This 'Moon' is marked by waves of emotion
LOWELL - A warm yellow-orange light illuminates the rocky land Phil Hogan and his daughter Josie call home in Merrimack Repertory Theatre's production of "A Moon for the Misbegotten," helping to soften the rough edges of the Connecticut tenant farmers' hardscrabble life and blur the taste of bitterness always lurking around the corner.
Eugene O'Neill's last finished play uses this odd family duo as a way to return to James Tyrone (Michael Canavan), the character based on O'Neill's brother, who is destroying himself with drink. Tyrone is the Hogans' landlord, yet he has more in common with them than the Broadway crowd he should be socializing with. Phil Hogan (Gordon Joseph Weiss) is a fast-talking con man who's swindled nearly everyone around, including Tyrone, while his daughter, Josie (Kate Udall), ably assists him both with his schemes and with sending off her three brothers to better lives in Bridgeport. These two aren't terribly sympathetic characters, but Merrimack's nearly pitch-perfect production strikes a delicate balance between the harsh reality of these characters' lives and the glimmer of hope that continues to flicker in spite of everything.
Some productions of O'Neill's tragedy set a maudlin tone from the beginning, since it's obvious this tale will not end well. But director Edward Morgan has found O'Neill's funny bone, and with Weiss's sly performance as Phil, he mines some mischie vous joy in the play's comic scenes. The arrival of the Hogan's wealthy neighbor (John Kooi), wearing a prim riding outfit that looks oddly ridiculous next to the Hogans' grimy, faded clothes, becomes a scene of high humor. Weiss practically dances around the stage as he and Josie outwit and outmaneuver their angry neighbor, and then swiftly send him on his way. Later, when Phil returns home drunk from his visit to the nearby inn, he lurches toward his farmhouse, kicking his hat across the stage in a slapstick routine worthy of Charlie Chaplin.

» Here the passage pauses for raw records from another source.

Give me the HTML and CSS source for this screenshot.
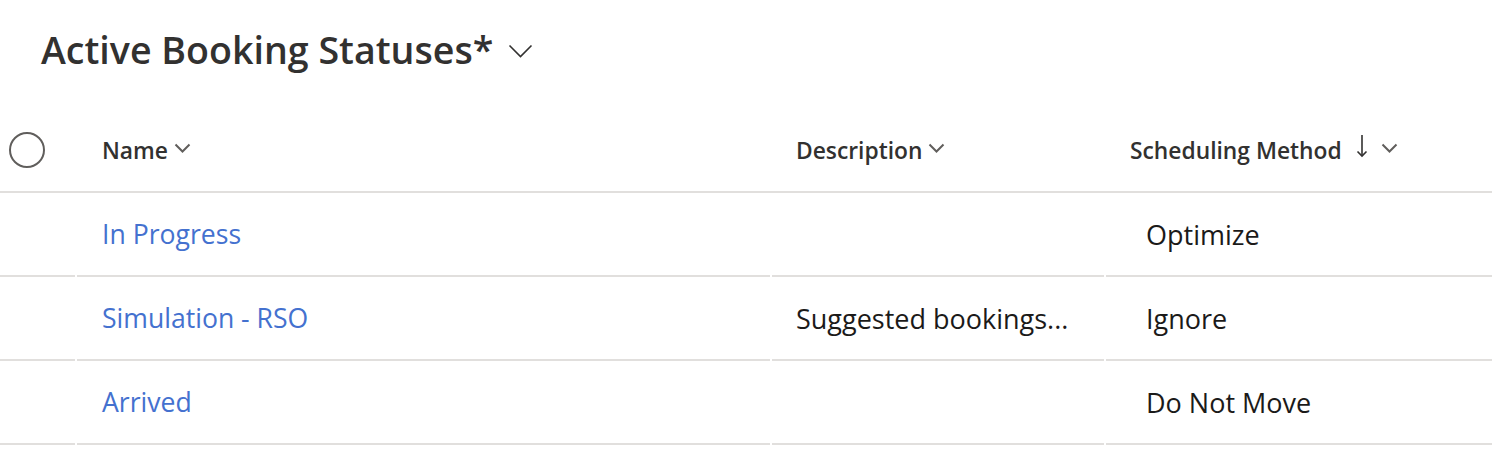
FILE: index.html
```html
<!DOCTYPE html>
<html lang="en">
<head>
<meta charset="utf-8">
<title>Active Booking Statuses</title>
<link rel="stylesheet" href="styles.css">
</head>
<body>
<div class="page">
  <header class="view-header">
    <h1 class="view-title">Active Booking Statuses*</h1>
    <svg class="title-chevron" width="25" height="15" viewBox="0 0 25 15"><polyline points="1.5,1.5 12.5,12.5 23.5,1.5" fill="none" stroke="#323130" stroke-width="1.6"/></svg>
  </header>
  <div class="grid">
    <div class="row head">
      <div class="cell check">
        <svg width="38" height="38" viewBox="0 0 38 38"><circle cx="19" cy="19" r="17" fill="none" stroke="#605e5c" stroke-width="2"/></svg>
      </div>
      <div class="cell col-name"><span class="h-label">Name</span><svg class="h-chev" width="17" height="10" viewBox="0 0 17 10"><polyline points="1.5,1.5 8.5,8.5 15.5,1.5" fill="none" stroke="#605e5c" stroke-width="2"/></svg></div>
      <div class="cell col-desc"><span class="h-label">Description</span><svg class="h-chev" width="17" height="10" viewBox="0 0 17 10"><polyline points="1.5,1.5 8.5,8.5 15.5,1.5" fill="none" stroke="#605e5c" stroke-width="2"/></svg></div>
      <div class="cell col-method"><span class="h-label">Scheduling Method</span><svg class="sort-arrow" width="12" height="24" viewBox="0 0 12 24"><line x1="6" y1="1" x2="6" y2="22" stroke="#323130" stroke-width="1.6"/><polyline points="1.5,17.5 6,22 10.5,17.5" fill="none" stroke="#323130" stroke-width="1.6"/></svg><svg class="h-chev" width="17" height="10" viewBox="0 0 17 10"><polyline points="1.5,1.5 8.5,8.5 15.5,1.5" fill="none" stroke="#605e5c" stroke-width="2"/></svg></div>
    </div>
    <div class="row">
      <div class="cell check"></div>
      <div class="cell col-name"><a class="link" href="#">In Progress</a></div>
      <div class="cell col-desc"></div>
      <div class="cell col-method value">Optimize</div>
    </div>
    <div class="row">
      <div class="cell check"></div>
      <div class="cell col-name"><a class="link" href="#">Simulation - RSO</a></div>
      <div class="cell col-desc text">Suggested bookings...</div>
      <div class="cell col-method value">Ignore</div>
    </div>
    <div class="row">
      <div class="cell check"></div>
      <div class="cell col-name"><a class="link" href="#">Arrived</a></div>
      <div class="cell col-desc"></div>
      <div class="cell col-method value">Do Not Move</div>
    </div>
  </div>
</div>
</body>
</html>
```

FILE: styles.css
```css
html, body {
  margin: 0;
  padding: 0;
  background: #ffffff;
}

body {
  font-family: "Open Sans", "Noto Sans", "Liberation Sans", sans-serif;
  color: #323130;
}

.page {
  width: 1492px;
}

.view-header {
  height: 100px;
  display: flex;
  align-items: center;
  padding-left: 41px;
  gap: 15px;
  box-sizing: border-box;
  padding-bottom: 2px;
}

.view-title {
  margin: 0;
  font-size: 37.6px;
  font-weight: 600;
  color: #323130;
}

.title-chevron {
  margin-top: 4px;
}

.grid {
  display: flex;
  flex-direction: column;
}

.row {
  display: grid;
  grid-template-columns: 75px 693px 332px 1fr;
  column-gap: 2px;
  height: 84px;
}

.row .cell {
  border-bottom: 2px solid #e1dfdd;
  display: flex;
  align-items: center;
  box-sizing: border-box;
  min-width: 0;
  white-space: nowrap;
}

.row.head {
  height: 93px;
  border-bottom: 2px solid #e1dfdd;
  box-sizing: border-box;
}

.row.head .cell {
  border-bottom: none;
  padding-top: 9px;
}

.cell.check {
  padding-left: 8px;
}

.row.head .cell.check {
  padding-top: 9px;
}

.col-name {
  padding-left: 25px;
}

.col-desc {
  padding-left: 24px;
}

.col-method {
  padding-left: 24px;
}

.h-label {
  font-size: 22.8px;
  font-weight: 600;
  color: #323130;
}

.h-chev {
  margin-left: 6px;
  margin-top: -4px;
}

.sort-arrow {
  margin-left: 14px;
  margin-right: 7px;
  margin-top: -8px;
}

.link {
  font-size: 26.6px;
  color: #4471cf;
  text-decoration: none;
}

.text,
.value {
  font-size: 27px;
  color: #1b1a19;
}

.value {
  padding-left: 40px;
}
```
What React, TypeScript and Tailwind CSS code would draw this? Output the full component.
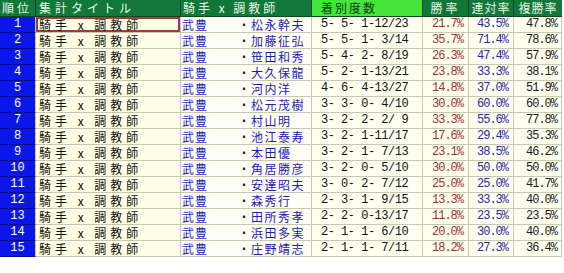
import React from 'react';

type Row = {
  rank: number;
  trainer: string;
  record: string;
  win: string;
  quinella: string;
  place: string;
};

const rows: Row[] = [
  { rank: 1, trainer: '松永幹夫', record: '5- 5- 1-12/23', win: '21.7%', quinella: '43.5%', place: '47.8%' },
  { rank: 2, trainer: '加藤征弘', record: '5- 5- 1- 3/14', win: '35.7%', quinella: '71.4%', place: '78.6%' },
  { rank: 3, trainer: '笹田和秀', record: '5- 4- 2- 8/19', win: '26.3%', quinella: '47.4%', place: '57.9%' },
  { rank: 4, trainer: '大久保龍', record: '5- 2- 1-13/21', win: '23.8%', quinella: '33.3%', place: '38.1%' },
  { rank: 5, trainer: '河内洋', record: '4- 6- 4-13/27', win: '14.8%', quinella: '37.0%', place: '51.9%' },
  { rank: 6, trainer: '松元茂樹', record: '3- 3- 0- 4/10', win: '30.0%', quinella: '60.0%', place: '60.0%' },
  { rank: 7, trainer: '村山明', record: '3- 2- 2- 2/ 9', win: '33.3%', quinella: '55.6%', place: '77.8%' },
  { rank: 8, trainer: '池江泰寿', record: '3- 2- 1-11/17', win: '17.6%', quinella: '29.4%', place: '35.3%' },
  { rank: 9, trainer: '本田優', record: '3- 2- 1- 7/13', win: '23.1%', quinella: '38.5%', place: '46.2%' },
  { rank: 10, trainer: '角居勝彦', record: '3- 2- 0- 5/10', win: '30.0%', quinella: '50.0%', place: '50.0%' },
  { rank: 11, trainer: '安達昭夫', record: '3- 0- 2- 7/12', win: '25.0%', quinella: '25.0%', place: '41.7%' },
  { rank: 12, trainer: '森秀行', record: '2- 3- 1- 9/15', win: '13.3%', quinella: '33.3%', place: '40.0%' },
  { rank: 13, trainer: '田所秀孝', record: '2- 2- 0-13/17', win: '11.8%', quinella: '23.5%', place: '23.5%' },
  { rank: 14, trainer: '浜田多実', record: '2- 1- 1- 6/10', win: '20.0%', quinella: '30.0%', place: '40.0%' },
  { rank: 15, trainer: '庄野靖志', record: '2- 1- 1- 7/11', win: '18.2%', quinella: '27.3%', place: '36.4%' },
];

const jp = "font-['Noto_Sans_CJK_JP','Noto_Sans',sans-serif]";
const mono = "font-['Liberation_Mono',monospace]";

const App: React.FC = () => {
  return (
    <div className="w-[564px] h-[273px] bg-white overflow-hidden">
      <div className="w-[562px]">
        {/* header */}
        <div className={`flex h-[17px] text-[12px] leading-[16px] ${jp}`}>
          <div className="w-[36px] bg-[#12783a] text-[#e4f7e4] border-r border-b border-[#0a4a22] pl-[2px] tracking-[3px]">順位</div>
          <div className="w-[145px] bg-[#12783a] text-[#e4f7e4] border-r border-b border-[#0a4a22] pl-[3px] tracking-[4px]">集計タイトル</div>
          <div className="w-[131px] bg-[#12783a] text-[#e4f7e4] border-r border-b border-[#0a4a22] pl-[2px] tracking-[3px] whitespace-pre">騎手 x 調教師</div>
          <div className="w-[111px] bg-[#44e63c] text-[#0c3a10] border-r border-b border-[#0a4a22] pl-[9px] tracking-[2px]">着別度数</div>
          <div className="w-[46px] bg-[#12783a] text-[#e4f7e4] border-r border-b border-[#0a4a22] text-center tracking-[3px]">勝率</div>
          <div className="w-[45px] bg-[#12783a] text-[#e4f7e4] border-r border-b border-[#0a4a22] text-center tracking-[1px]">連対率</div>
          <div className="w-[48px] bg-[#12783a] text-[#e4f7e4] border-b border-[#0a4a22] text-center tracking-[1px]">複勝率</div>
        </div>

        {rows.map((r) => (
          <div key={r.rank} className="flex h-[16px] text-[12px] leading-[15px]">
            <div className={`w-[36px] bg-[#0c16e8] text-white border-r border-b border-r-[#c8c8e8] border-b-[#0a0a90] text-center ${mono}`}>
              {r.rank}
            </div>
            <div
              className={`w-[145px] bg-[#ffffe6] text-[#111] border-r border-b border-[#c8c8b4] pl-[3px] tracking-[4px] whitespace-pre ${jp} ${
                r.rank === 1 ? 'shadow-[inset_0_0_0_2px_#9c3c3c]' : ''
              }`}
            >
              騎手 x 調教師
            </div>
            <div className={`w-[131px] flex bg-[#fffff8] text-[#1c1cb0] border-r border-b border-[#c8c8b4] pl-[1px] ${jp}`}>
              <span className="w-[55px] shrink-0 tracking-[1px]">武豊</span>
              <span className="w-[14px] shrink-0 text-center text-[#222]">・</span>
              <span className="whitespace-nowrap overflow-hidden tracking-[1.5px]">{r.trainer}</span>
            </div>
            <div className={`w-[111px] bg-[#fffff0] text-[#111] border-r border-b border-[#c8c8b4] pl-[9px] tracking-[-0.5px] whitespace-pre ${mono}`}>
              {r.record}
            </div>
            <div className={`w-[46px] bg-[#fffff0] text-[#9a3426] border-r border-b border-[#c8c8b4] text-right pr-[5px] tracking-[-1px] ${mono}`}>
              {r.win}
            </div>
            <div className={`w-[45px] bg-[#fffff0] text-[#2828b0] border-r border-b border-[#c8c8b4] text-right pr-[5px] tracking-[-1px] ${mono}`}>
              {r.quinella}
            </div>
            <div className={`w-[48px] bg-[#fffff0] text-[#1a1a1a] border-b border-r border-[#c8c8b4] text-right pr-[4px] tracking-[-1px] ${mono}`}>
              {r.place}
            </div>
          </div>
        ))}
      </div>
    </div>
  );
};

export default App;
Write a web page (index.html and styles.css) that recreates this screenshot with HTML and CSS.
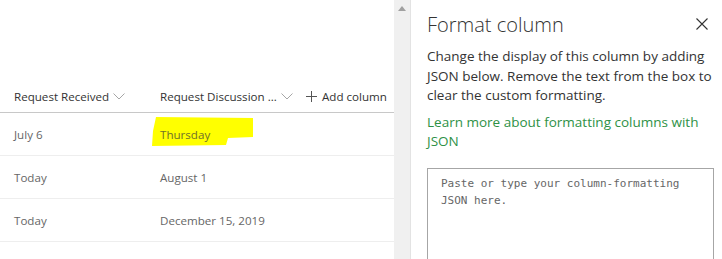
FILE: index.html
```html
<!DOCTYPE html>
<html>
<head>
<meta charset="utf-8">
<link rel="stylesheet" href="styles.css">
</head>
<body>
<div class="app">
  <div class="list">
    <div class="list-top"></div>
    <div class="row head">
      <div class="cell c1">Request Received<svg class="chev" width="12" height="7" viewBox="0 0 12 7"><path d="M0.5 0.5 L6 6 L11.5 0.5" fill="none" stroke="#a6a6a6" stroke-width="1"/></svg></div>
      <div class="cell c2">Request Discussion ...<svg class="chev" width="12" height="7" viewBox="0 0 12 7"><path d="M0.5 0.5 L6 6 L11.5 0.5" fill="none" stroke="#a6a6a6" stroke-width="1"/></svg></div>
      <div class="cell c3"><svg class="plus" width="11" height="11" viewBox="0 0 11 11"><path d="M5.5 0 V11 M0 5.5 H11" stroke="#555" stroke-width="1"/></svg>Add column</div>
    </div>
    <div class="row">
      <div class="cell c1">July 6</div>
      <div class="cell c2 hl">Thursday<svg class="marker" width="104" height="32" viewBox="0 0 104 32"><polygon points="4,0 101,1 101,20 76,21 74,28 0,29 1,14" fill="#ffff00"/></svg></div>
    </div>
    <div class="row">
      <div class="cell c1">Today</div>
      <div class="cell c2">August 1</div>
    </div>
    <div class="row">
      <div class="cell c1">Today</div>
      <div class="cell c2">December 15, 2019</div>
    </div>
  </div>
  <div class="scroll"><svg width="8" height="5" viewBox="0 0 8 5"><polygon points="4,0 8,5 0,5" fill="#a0a0a0"/></svg></div>
  <div class="panel">
    <div class="title-row">
      <h1 class="title">Format column</h1>
      <svg class="close" width="12" height="12" viewBox="0 0 12 12"><path d="M0.5 0.5 L11.5 11.5 M11.5 0.5 L0.5 11.5" stroke="#333" stroke-width="1.1"/></svg>
    </div>
    <p class="desc">Change the display of this column by adding JSON below. Remove the text from the box to clear the custom formatting.</p>
    <a class="link">Learn more about formatting columns with JSON</a>
    <div class="box">Paste or type your column-formatting JSON here.</div>
  </div>
</div>
</body>
</html>
```

FILE: styles.css
```css
html, body { margin: 0; padding: 0; background: #fff; }
body { font-family: "Open Sans", "Noto Sans", sans-serif; }
.app { display: flex; width: 722px; height: 259px; overflow: hidden; }

.list { width: 394px; flex: none; }
.list-top { height: 80px; }
.row { display: flex; align-items: center; height: 42px; border-bottom: 1px solid #eeeeee; font-size: 11.6px; color: #666; }
.row.head { height: 31px; align-items: center; border-bottom: 1px solid #c8c8c8; color: #333; padding-top: 1px; }
.cell { display: flex; align-items: center; white-space: nowrap; }
.c1 { width: 160px; padding-left: 14px; box-sizing: border-box; flex: none; }
.c2 { width: 146px; flex: none; position: relative; }
.c3 { flex: none; }
.chev { margin-left: 4px; }
.plus { margin-right: 5px; }
.hl { z-index: 0; }
.marker { position: absolute; left: -8px; top: -10px; z-index: -1; }
.row .hl { color: #70702a; }

.scroll { width: 17px; flex: none; background: #f0f0f0; border-right: 1px solid #e3e3e3; display: flex; justify-content: center; padding-top: 6px; box-sizing: border-box; }
.scroll svg { display: block; }

.panel { flex: 1; padding: 10px 0 0 16px; color: #333; }
.title-row { display: flex; align-items: center; justify-content: space-between; padding-right: 14px; height: 28px; }
.title { margin: 0; font-size: 20px; font-weight: 300; color: #333; }
.desc { margin: 9px 0 0; font-size: 13.5px; line-height: 19.5px; width: 290px; }
.link { display: block; margin-top: 7px; font-size: 13.5px; line-height: 19.5px; color: #2e9146; width: 290px; }
.box { margin-top: 16px; width: 287px; height: 100px; box-sizing: border-box; border: 1px solid #a6a6a6; padding: 6px 13px; font-family: "DejaVu Sans Mono", monospace; font-size: 11px; line-height: 17px; color: #666; }
```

Emphasizing the comedy makes the play's shift to tragedy even more poignant, because ultimately, this drama belongs to Josie and James Tyrone. As Tyrone, Canavan is the appropriate combination of dapper and dissolute, never quite allowing the audience to believe he can be trusted. But Josie comes to trust, understand, and finally, forgive him. Although O'Neill's intention was to find absolution for Tyrone after leaving him unresolved in "Long Day's Journey Into Night," in this production, Josie is the character who is transformed.
Udall starts out with a brassy, broad performance, but with each scene, more of her vulnerability is exposed. When she finally flings her arms around Tyrone, it looks as much like an attempt to capture him as a sign of affection. The cost of giving this man the peace he needs is high for her, and Udall communicates her willingness with a shift of her shoulders and a tilt of her chin. In that simple moment, her Josie goes from ungainly to angelic, and as the dawn breaks to end their moonlit rendezvous, the sense of release is palpable.
This "Moon for the Misbegotten" never feels as sad as it might. Udall's performance in particular delivers a kind of redemption that is inspiring.